Lack of housing inventory is one of the most significant problems facing the real estate industry.
It’s wreaking havoc on home buyers, real estate companies, and a host of ancillary organizations who depend upon housing churn to be successful.
Did you know the exact opposite is happening in the job market? And it’s happening with a similar level of intensity.
Bureau of Labor Statistics recently reported the recreation of a million new jobs in March alone, double the number of jobs added in February (yes, their stats lag a little).
According to employment economists, there has also been a sharp rise in the number of jobs posted to employment sites.
And the number of companies who are competing for job seeker attention via job advertising has increased significantly in the last two months, as well.
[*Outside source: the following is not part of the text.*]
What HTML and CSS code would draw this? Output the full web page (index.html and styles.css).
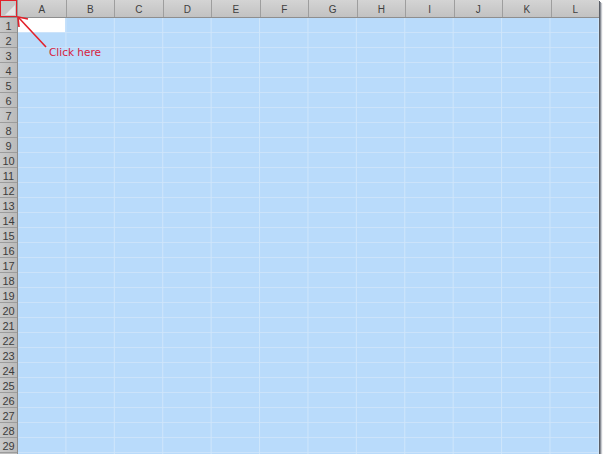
FILE: index.html
```html
<!DOCTYPE html>
<html>
<head>
<meta charset="utf-8">
<link rel="stylesheet" href="styles.css">
</head>
<body>
<div class="sheet">
  <div class="head-row">
    <div class="corner"><div class="corner-tri"></div></div>
    <div class="col-h">A</div><div class="col-h">B</div><div class="col-h">C</div><div class="col-h">D</div>
    <div class="col-h">E</div><div class="col-h">F</div><div class="col-h">G</div><div class="col-h">H</div>
    <div class="col-h">I</div><div class="col-h">J</div><div class="col-h">K</div><div class="col-h">L</div>
  </div>
  <div class="body">
    <div class="row-heads">
      <div class="row-h">1</div><div class="row-h">2</div><div class="row-h">3</div><div class="row-h">4</div>
      <div class="row-h">5</div><div class="row-h">6</div><div class="row-h">7</div><div class="row-h">8</div>
      <div class="row-h">9</div><div class="row-h">10</div><div class="row-h">11</div><div class="row-h">12</div>
      <div class="row-h">13</div><div class="row-h">14</div><div class="row-h">15</div><div class="row-h">16</div>
      <div class="row-h">17</div><div class="row-h">18</div><div class="row-h">19</div><div class="row-h">20</div>
      <div class="row-h">21</div><div class="row-h">22</div><div class="row-h">23</div><div class="row-h">24</div>
      <div class="row-h">25</div><div class="row-h">26</div><div class="row-h">27</div><div class="row-h">28</div>
      <div class="row-h">29</div>
    </div>
    <div class="cells">
      <div class="active"></div>
    </div>
  </div>
  <div class="callout-box"></div>
  <svg class="arrow" width="60" height="50" viewBox="0 0 60 50">
    <line x1="46" y1="47" x2="19" y2="18" stroke="#e2202a" stroke-width="1.6"/>
    <polyline points="19,27 18,17 28,19" fill="none" stroke="#e2202a" stroke-width="1.6"/>
  </svg>
  <div class="callout-text">Click here</div>
</div>
</body>
</html>
```
FILE: styles.css
```css
html, body {
  margin: 0;
  padding: 0;
  background: #ffffff;
}
.sheet {
  position: relative;
  width: 599px;
  height: 454px;
  background: #c4c4c4;
  box-shadow: 1px 1px 0 #5a5e66, 2px 2px 0 #8a8e96, 3px 3px 1px #c8cbd0;
  font-family: "Liberation Sans", Arial, sans-serif;
}
.head-row {
  display: flex;
  height: 17px;
  border-bottom: 1px solid #8e8e8e;
  background: linear-gradient(#d4d4d4, #c2c2c2);
}
.corner {
  width: 17px;
  flex: none;
  border-right: 1px solid #9a9a9a;
  position: relative;
  background: #c6c6c6;
}
.corner-tri {
  position: absolute;
  right: 2px;
  bottom: 2px;
  width: 0;
  height: 0;
  border-left: 10px solid transparent;
  border-bottom: 10px solid #e6e6e6;
}
.col-h {
  flex: 1;
  display: flex;
  align-items: center;
  justify-content: center;
  font-size: 10px;
  color: #3f3f3f;
  border-right: 1px solid #9e9e9e;
  padding-top: 1px;
}
.col-h:last-child {
  border-right: none;
}
.body {
  display: flex;
  height: 436px;
}
.row-heads {
  width: 17px;
  flex: none;
  border-right: 1px solid #8e8e8e;
  display: flex;
  flex-direction: column;
  background: #bdbdbd;
}
.row-h {
  height: 14px;
  flex: none;
  border-bottom: 1px solid #9c9c9c;
  font-size: 11px;
  color: #3c3c3c;
  display: flex;
  align-items: center;
  justify-content: center;
  padding-top: 1px;
  box-sizing: border-box;
  height: 15px;
  background: linear-gradient(to right, #c9c9c9, #bababa);
}
.cells {
  flex: 1;
  position: relative;
  background-color: #b9dbfb;
  background-image:
    linear-gradient(to right, transparent calc(100% - 1px), #cfe6fb calc(100% - 1px)),
    linear-gradient(to bottom, transparent 14px, #cce3fa 14px);
  background-size: calc(100% / 12) 15px;
}
.active {
  width: calc(100% / 12 - 1px);
  height: 14px;
  background: #ffffff;
}
.callout-box {
  position: absolute;
  left: 0;
  top: 0;
  width: 15px;
  height: 15px;
  border: 1px solid #e2202a;
}
.arrow {
  position: absolute;
  left: 0;
  top: 0;
}
.callout-text {
  position: absolute;
  left: 49px;
  top: 46px;
  font-family: "DejaVu Sans", "Liberation Sans", sans-serif;
  font-size: 10.5px;
  color: #d8203c;
}
```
What’s driving these sudden increases?
According to researchers, it’s related to two factors—a reduction in the number of candidates and a reluctance of those candidates to apply.
We are seeing a declining recovery of the unemployment rate; many are still in fact out of work but are no longer searching for or applying to jobs.
We are also seeing Google searches for jobs drop off and an absolute cratering of apply rates (apply rates are the conversion rate on a job ad from clicks to apply)
Ultimately, supply is far outpacing demand in this case.
Why is this happening? We’ll discuss some underlying causes in tomorrow’s Insight.
But this we know for sure—it’s going to be a bumpy ride with lots of competing forces as the economy attempts to recover from the effects of the pandemic.